Featured Artist in Collection

Rosa Bonheur (1822-1899)

Repos du Betail

Rosa Bonheur’s (1822-1899) first teacher was her father, followed later by Leon Cogniet. Early on she showed both a great talent for life drawing as well as a strong sense of independence. She ran away from both her school and a workshop where she was apprenticed declaring that she wanted to be an artist against the strong wishes of her father. She undertook her first studies in the Bois de Boulogne, which was still fairly wild in her youth. At this time, the French philosopher Felicite Robert de Lamennais and the author George Sand both played a huge role in influencing her to break the traditional cultural molds around women. She had her doctor write up a note to allow her to wear men’s clothes, and spent her time on farms, ranches, and at slaughterhouses. She also cut her hair short and smoked, both of which for a woman were heavily frowned upon at the time.

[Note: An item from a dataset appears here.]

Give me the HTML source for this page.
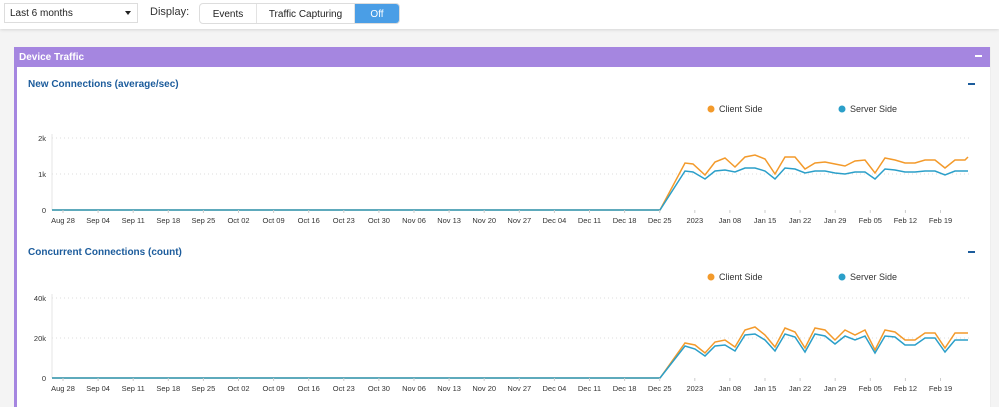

She first exhibited at the Salon of 1841 with two animal paintings. In subsequent years, she would also send in Sculptures she had made in the likeness of Sheep and bulls. In 1843 she won a third-class medal. She won a first-class medal in 1848 with Ploughing in the Nivernais. At the Salon of 1853, she exhibited Horse Market, which due to its popularity placed her as one of the foremost artists of her time. She was made a Chevalier of the Legion of the Legion d’Honneur in 1865 and an Officer in 1894 (This is incredible since woman were almost never admitted). She was also a Commander of the Order of Catholic Isabella and the Order of Leopold of Belgium. She was a great friend and protégée of Queen Victoria of England, making her art quite popular even among the British court.